The VAT on bicycles and e-bikes will not be reduced to 6% in Belgium, according to a Royal Decree published in the Belgian Official Journal on Wednesday. Instead, the government now wants to use the reserved budget of 80 million euros for alternative mobility policies to promote cycling in commuting.
The House had unanimously approved a PS proposal to reduce VAT on bicycles and e-bikes from 21 to 6% in 2019. This was intended to encourage more people to opt for the bicycle as a means of transport for short and medium trips.
Change due to budgetary priorities
The measure only needed the approval of the European Commission. That was done at the end of 2021, but the government decided to retrace its steps. “Given the budgetary context, the government has decided, as part of an overall reassessment of budgetary priorities, to abolish the 6% preferential tariff scheme for bicycles, electric bicycles, and speed pedelecs […],” reads the Royal Decree.
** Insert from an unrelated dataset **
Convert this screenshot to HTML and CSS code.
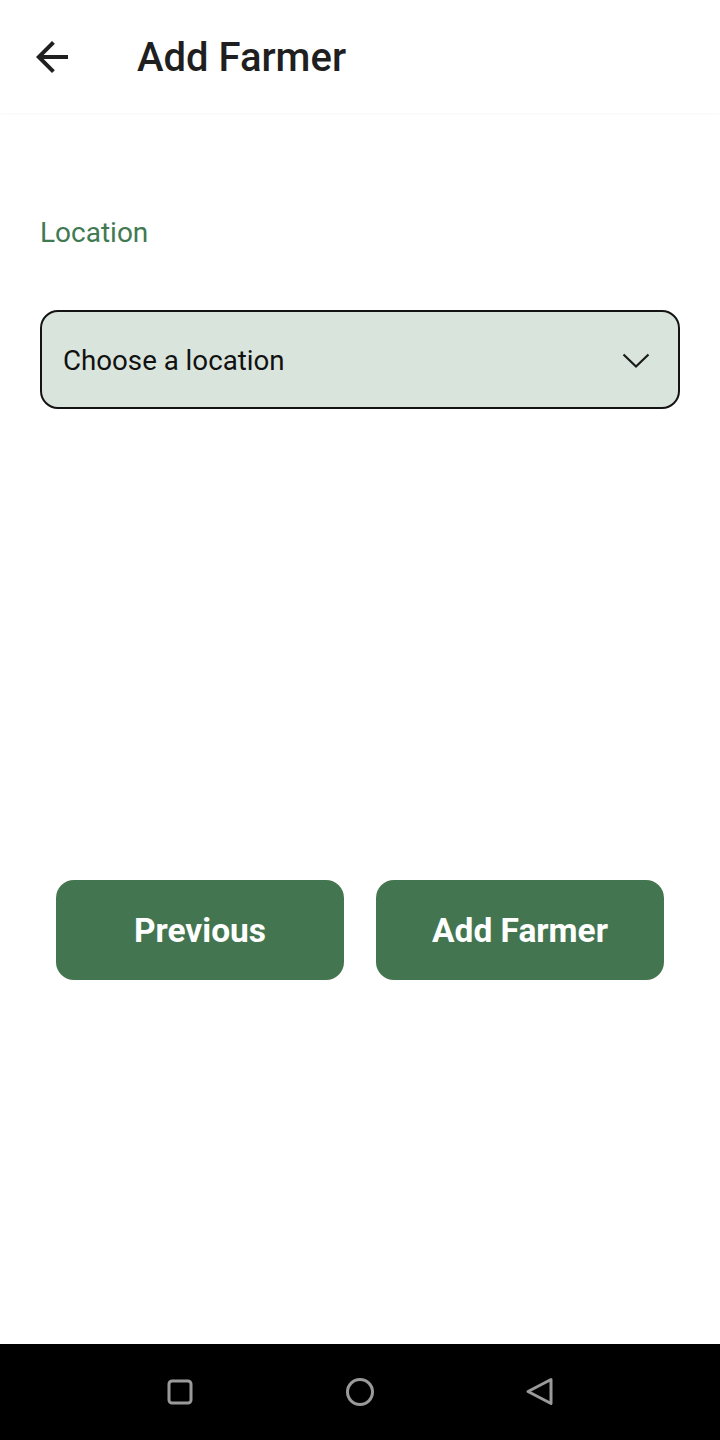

The government now wants to use the reserved budget of 80 million euros per year for alternative mobility policies to promote cycling in commuting. This involves, for instance, an improvement of the bicycle allowance for commuting.
According to L’Echo, bicycle professionals are relieved about the government’s decision, although they give it a strange twist. “People who want to buy a bike will no longer delay their purchase decision, and dealers will be able to sell the bikes they had in stock,” says mobility federation Traxio.
The federation points out too many potential buyers had decided to put off buying, hoping to benefit from a reduction in VAT. However, many potential buyers are now disappointed because the VAT discount will not be introduced. They would undoubtedly have bought a bicycle with the discount anyway, while the purchase of a more expensive bicycle is not certain now, nor mentioned by the federation.
In any case: if the VAT rate is reduced, it is no guarantee that the price in the shops will also fall. Manufacturers could, for instance, raise their prices as a result. Moreover, bicycle manufacturers often have the same prices in different countries. Currently, the standard VAT rate of at least 15% applies in most states of the European Union.
In a reaction on vrt.news, Wies Callens of the Cyclists Union (Fietsersbond) calls the decision regrettable. “We assumed that bicycles would no longer be regarded as a luxury product. That the budget would now go to bicycle allowances is a good thing, but it should have been a plus-and-plus story. There can be an excise reduction for oil products, but no VAT reduction for sustainable means of transport.”
Bicycle allowance is not compulsory
The point is also: neither the bicycle allowance for commuting nor the amount itself is compulsory but depends on the employer’s goodwill. There are plenty of examples of companies with a company car system but refuse to pay cycling allowances to their cycling employees.
For example, one in ten companies with more than 100 employees do not grant a bicycle allowance, and 26 joint committees still do not provide any incentives for bicycle use. On the other hand, in Flanders, 89% of companies with more than 100 employees grant a bicycle allowance, compared with 78% in Wallonia and 76% in Brussels. In general, 12,24% of Belgian workers got a bicycle allowance.
However, it is true that over a third of the 2 745 speed pedelecs sold in Flanders since the beginning of 2022, or almost 96% of the market, was purchased by leasing. This reduces the administrative formalities for the user and allows him to benefit from parafiscal advantages thanks to the mobility budget, for example.